> [Goal]
Return all lines from the listing below in which the string "this" occurs.

> [Extracted data]

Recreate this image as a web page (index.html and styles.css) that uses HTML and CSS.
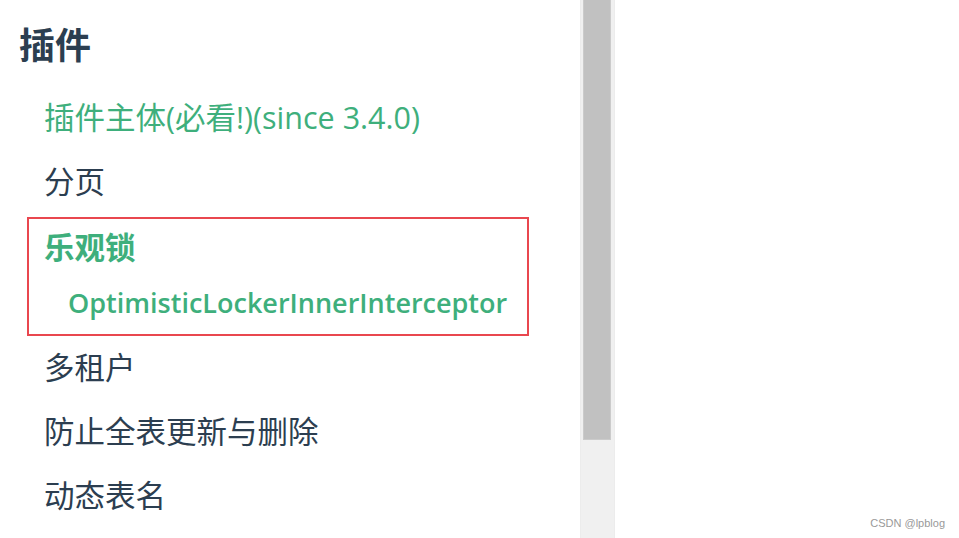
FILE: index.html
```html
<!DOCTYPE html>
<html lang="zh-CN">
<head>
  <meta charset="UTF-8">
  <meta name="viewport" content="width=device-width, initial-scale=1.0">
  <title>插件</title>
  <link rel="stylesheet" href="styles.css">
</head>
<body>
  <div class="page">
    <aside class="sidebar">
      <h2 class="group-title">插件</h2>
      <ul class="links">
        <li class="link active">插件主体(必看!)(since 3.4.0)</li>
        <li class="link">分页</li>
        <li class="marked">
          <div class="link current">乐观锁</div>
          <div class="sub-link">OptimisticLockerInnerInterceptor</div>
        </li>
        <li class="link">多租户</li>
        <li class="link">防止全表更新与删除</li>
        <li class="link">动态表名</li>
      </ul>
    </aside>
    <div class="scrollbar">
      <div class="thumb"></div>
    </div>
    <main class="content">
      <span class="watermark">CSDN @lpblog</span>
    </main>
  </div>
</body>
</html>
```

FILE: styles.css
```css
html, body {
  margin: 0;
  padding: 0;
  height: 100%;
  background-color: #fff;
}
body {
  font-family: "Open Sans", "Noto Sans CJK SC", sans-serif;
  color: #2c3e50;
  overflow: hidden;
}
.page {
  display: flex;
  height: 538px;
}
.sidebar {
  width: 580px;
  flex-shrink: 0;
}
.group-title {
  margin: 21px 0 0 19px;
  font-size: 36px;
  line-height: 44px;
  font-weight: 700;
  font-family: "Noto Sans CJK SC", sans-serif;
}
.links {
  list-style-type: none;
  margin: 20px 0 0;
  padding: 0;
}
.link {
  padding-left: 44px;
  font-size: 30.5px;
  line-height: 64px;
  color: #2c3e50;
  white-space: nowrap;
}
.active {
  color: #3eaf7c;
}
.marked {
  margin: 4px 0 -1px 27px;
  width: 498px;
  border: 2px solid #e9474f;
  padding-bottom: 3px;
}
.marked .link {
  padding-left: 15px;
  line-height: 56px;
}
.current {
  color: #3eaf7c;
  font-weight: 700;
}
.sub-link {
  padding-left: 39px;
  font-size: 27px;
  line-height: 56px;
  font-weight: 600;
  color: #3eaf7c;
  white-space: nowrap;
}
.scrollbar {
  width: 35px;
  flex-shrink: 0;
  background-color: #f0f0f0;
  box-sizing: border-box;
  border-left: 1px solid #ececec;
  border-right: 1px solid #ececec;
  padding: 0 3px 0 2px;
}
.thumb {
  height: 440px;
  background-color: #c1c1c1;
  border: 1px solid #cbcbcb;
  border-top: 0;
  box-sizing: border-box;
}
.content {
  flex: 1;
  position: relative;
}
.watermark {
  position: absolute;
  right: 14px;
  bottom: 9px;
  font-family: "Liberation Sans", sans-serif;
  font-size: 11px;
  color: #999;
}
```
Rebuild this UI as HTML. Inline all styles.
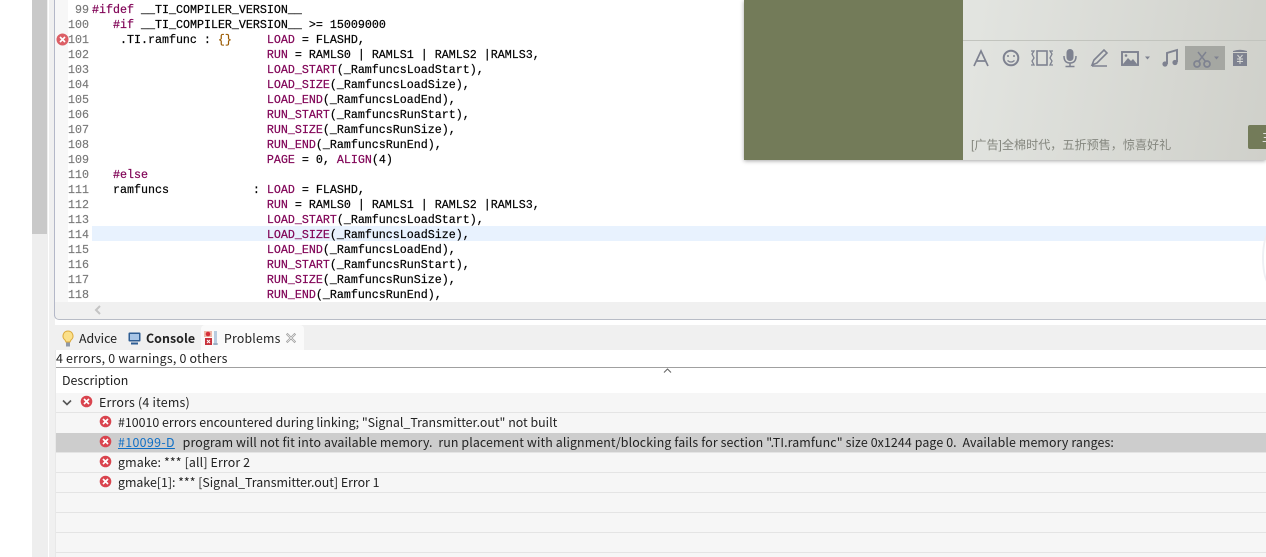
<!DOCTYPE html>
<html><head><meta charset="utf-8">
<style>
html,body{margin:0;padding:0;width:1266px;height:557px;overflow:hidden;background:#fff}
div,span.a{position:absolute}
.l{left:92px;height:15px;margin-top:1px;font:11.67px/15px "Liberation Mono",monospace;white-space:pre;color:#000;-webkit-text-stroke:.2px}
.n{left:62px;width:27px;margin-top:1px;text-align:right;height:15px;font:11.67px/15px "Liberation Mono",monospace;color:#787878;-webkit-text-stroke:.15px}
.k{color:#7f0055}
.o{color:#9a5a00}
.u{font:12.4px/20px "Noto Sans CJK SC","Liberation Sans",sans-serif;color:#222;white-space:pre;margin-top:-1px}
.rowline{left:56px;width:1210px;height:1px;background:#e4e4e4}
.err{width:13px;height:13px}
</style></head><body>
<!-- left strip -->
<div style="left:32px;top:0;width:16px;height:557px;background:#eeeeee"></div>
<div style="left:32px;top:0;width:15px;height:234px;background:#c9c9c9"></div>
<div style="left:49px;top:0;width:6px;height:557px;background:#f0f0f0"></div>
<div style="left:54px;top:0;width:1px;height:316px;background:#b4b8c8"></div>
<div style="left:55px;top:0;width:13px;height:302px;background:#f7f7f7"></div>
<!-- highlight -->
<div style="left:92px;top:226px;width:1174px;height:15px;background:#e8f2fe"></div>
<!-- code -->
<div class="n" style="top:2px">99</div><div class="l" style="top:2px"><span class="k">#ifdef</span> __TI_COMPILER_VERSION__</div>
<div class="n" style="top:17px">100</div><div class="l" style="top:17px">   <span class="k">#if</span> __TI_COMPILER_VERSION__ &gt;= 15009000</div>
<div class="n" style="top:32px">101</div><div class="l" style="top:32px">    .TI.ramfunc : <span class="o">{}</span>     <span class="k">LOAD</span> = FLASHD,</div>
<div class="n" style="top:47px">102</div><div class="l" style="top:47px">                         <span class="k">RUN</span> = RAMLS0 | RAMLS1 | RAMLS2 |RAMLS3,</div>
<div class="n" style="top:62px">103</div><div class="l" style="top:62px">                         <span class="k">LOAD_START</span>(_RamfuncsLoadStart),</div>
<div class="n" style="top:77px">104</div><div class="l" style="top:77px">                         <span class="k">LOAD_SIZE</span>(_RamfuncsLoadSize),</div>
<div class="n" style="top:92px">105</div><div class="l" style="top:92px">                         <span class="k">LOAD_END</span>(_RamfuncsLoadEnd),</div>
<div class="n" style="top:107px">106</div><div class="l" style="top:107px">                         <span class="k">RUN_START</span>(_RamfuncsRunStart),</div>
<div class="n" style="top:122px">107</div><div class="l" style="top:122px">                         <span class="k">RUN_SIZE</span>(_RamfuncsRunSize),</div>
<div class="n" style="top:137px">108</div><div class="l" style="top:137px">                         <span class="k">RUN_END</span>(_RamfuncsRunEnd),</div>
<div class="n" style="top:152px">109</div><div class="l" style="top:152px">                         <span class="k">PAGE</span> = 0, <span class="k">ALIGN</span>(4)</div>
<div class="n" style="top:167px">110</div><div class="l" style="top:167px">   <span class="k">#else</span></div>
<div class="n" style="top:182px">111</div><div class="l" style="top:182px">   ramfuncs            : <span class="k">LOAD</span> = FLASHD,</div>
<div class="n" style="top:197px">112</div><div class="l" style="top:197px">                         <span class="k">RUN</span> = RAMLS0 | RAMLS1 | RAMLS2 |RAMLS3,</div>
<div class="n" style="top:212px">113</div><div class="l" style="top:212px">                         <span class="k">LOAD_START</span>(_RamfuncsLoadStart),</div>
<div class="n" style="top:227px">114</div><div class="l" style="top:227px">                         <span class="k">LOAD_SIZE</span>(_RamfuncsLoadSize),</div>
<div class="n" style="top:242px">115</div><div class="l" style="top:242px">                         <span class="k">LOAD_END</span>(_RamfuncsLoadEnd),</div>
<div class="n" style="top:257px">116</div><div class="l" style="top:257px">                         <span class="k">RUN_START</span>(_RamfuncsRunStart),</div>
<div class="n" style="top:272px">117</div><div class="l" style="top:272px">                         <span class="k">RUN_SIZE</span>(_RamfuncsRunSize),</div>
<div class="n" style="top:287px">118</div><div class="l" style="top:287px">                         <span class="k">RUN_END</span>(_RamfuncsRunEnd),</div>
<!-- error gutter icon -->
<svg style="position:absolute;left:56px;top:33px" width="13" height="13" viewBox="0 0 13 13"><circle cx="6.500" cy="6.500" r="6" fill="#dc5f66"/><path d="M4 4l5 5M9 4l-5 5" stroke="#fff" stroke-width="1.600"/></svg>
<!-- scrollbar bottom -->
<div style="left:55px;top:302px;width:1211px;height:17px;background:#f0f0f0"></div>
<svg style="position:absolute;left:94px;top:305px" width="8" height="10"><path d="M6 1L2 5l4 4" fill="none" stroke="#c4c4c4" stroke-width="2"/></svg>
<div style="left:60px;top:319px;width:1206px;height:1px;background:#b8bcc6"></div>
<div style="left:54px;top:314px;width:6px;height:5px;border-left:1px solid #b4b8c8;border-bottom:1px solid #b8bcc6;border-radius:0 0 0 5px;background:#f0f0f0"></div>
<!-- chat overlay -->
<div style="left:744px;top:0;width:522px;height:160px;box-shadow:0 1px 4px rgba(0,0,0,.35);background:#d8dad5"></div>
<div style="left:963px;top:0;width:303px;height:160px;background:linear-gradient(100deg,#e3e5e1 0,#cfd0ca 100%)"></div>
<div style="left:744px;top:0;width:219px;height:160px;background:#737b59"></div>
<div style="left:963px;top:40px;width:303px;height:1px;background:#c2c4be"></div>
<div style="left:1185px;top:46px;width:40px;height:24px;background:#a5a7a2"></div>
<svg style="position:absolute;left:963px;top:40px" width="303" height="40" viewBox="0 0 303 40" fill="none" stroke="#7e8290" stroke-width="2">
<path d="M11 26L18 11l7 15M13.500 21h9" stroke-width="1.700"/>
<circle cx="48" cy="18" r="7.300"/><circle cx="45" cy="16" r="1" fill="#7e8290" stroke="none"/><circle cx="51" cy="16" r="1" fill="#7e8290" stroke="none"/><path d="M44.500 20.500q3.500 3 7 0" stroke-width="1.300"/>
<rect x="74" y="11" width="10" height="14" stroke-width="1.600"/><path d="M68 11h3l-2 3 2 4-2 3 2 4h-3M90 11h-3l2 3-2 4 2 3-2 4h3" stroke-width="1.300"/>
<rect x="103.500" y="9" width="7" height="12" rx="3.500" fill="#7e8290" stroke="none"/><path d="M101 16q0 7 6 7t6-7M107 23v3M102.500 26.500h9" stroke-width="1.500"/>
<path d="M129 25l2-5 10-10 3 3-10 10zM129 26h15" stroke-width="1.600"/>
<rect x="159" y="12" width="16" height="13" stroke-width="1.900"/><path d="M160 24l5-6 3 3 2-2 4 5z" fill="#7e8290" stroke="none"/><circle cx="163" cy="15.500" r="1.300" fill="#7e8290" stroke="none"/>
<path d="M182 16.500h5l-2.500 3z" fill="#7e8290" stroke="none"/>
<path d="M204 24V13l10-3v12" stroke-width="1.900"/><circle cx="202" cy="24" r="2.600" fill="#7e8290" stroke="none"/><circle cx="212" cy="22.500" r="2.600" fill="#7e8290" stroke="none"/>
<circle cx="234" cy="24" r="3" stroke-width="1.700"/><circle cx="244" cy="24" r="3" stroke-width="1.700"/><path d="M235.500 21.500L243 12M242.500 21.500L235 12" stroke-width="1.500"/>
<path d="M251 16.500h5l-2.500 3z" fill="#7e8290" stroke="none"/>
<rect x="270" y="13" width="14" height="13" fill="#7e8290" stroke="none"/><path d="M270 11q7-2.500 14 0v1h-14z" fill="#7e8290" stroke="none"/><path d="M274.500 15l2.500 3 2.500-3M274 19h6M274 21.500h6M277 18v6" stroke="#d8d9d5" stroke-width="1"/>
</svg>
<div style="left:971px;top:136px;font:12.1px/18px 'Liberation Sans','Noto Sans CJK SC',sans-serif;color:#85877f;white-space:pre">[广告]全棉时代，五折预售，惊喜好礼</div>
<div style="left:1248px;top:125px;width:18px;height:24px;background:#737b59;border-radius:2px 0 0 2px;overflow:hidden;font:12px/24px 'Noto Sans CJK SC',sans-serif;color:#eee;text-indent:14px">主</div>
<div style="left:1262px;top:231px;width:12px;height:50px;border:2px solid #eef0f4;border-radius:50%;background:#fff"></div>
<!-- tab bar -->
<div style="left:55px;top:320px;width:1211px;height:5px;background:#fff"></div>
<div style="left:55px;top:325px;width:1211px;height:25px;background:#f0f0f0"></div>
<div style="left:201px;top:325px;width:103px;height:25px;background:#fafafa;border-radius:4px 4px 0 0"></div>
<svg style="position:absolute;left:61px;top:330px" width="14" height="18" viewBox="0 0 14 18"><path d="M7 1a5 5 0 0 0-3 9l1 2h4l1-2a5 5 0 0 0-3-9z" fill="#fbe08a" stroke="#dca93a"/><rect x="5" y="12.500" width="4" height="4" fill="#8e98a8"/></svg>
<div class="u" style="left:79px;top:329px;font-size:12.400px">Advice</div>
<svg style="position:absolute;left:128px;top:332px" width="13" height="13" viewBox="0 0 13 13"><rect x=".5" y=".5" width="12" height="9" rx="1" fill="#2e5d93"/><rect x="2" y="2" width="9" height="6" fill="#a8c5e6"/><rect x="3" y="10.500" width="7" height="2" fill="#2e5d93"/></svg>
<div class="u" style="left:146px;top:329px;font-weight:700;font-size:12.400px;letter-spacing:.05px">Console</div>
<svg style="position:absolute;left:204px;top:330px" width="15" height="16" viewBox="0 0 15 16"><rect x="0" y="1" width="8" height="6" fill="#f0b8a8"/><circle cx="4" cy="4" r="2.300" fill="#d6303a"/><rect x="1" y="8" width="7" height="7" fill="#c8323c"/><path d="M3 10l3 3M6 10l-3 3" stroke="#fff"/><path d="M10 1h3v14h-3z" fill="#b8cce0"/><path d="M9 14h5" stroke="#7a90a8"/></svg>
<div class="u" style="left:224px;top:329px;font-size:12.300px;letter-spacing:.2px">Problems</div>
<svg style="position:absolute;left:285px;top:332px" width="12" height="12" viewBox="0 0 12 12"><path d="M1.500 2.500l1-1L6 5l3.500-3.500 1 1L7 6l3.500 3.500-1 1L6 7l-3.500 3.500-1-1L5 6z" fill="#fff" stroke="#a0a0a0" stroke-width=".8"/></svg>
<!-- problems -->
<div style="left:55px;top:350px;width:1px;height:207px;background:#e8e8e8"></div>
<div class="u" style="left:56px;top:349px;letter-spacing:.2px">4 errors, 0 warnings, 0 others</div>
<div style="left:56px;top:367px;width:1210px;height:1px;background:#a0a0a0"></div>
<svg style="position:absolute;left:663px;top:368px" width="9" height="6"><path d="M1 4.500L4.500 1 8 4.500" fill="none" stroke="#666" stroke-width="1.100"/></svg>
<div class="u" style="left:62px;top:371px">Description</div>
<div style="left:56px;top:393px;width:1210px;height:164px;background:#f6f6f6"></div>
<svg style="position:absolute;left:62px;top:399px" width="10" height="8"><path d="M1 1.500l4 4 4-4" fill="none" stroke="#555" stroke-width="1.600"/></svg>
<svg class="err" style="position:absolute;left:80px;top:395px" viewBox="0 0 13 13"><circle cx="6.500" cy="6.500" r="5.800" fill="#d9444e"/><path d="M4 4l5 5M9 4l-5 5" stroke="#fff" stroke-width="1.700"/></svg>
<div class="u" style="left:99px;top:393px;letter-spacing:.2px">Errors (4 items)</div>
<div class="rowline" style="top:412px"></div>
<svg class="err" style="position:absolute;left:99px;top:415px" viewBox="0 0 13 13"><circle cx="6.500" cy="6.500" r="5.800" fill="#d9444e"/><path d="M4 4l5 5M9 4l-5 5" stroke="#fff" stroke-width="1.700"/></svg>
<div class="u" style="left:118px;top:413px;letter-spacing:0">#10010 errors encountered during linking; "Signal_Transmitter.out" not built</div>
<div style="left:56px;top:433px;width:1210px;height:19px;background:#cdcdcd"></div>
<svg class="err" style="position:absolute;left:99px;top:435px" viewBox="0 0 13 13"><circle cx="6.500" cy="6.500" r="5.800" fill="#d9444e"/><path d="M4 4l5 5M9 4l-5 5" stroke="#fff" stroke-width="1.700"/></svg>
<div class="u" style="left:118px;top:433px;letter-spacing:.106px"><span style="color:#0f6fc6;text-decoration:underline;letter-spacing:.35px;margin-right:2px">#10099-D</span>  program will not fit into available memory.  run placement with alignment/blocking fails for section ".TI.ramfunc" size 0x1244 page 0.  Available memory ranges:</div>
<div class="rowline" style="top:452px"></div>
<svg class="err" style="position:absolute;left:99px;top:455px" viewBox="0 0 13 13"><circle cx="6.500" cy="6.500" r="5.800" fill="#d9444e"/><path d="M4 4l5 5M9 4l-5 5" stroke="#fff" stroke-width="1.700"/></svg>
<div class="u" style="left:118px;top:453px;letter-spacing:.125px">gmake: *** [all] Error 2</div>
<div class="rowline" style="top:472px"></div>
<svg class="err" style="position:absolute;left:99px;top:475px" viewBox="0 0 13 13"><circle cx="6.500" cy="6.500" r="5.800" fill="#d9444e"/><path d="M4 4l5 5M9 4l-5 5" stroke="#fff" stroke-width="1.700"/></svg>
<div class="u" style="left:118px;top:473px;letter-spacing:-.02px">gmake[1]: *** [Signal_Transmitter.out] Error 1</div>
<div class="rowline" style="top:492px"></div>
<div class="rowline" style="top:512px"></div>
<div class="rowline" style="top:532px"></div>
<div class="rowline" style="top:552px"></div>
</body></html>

> [Full response]
Recreate this image as a web page (index.html and styles.css) that uses HTML and CSS.
Rebuild this UI as HTML. Inline all styles.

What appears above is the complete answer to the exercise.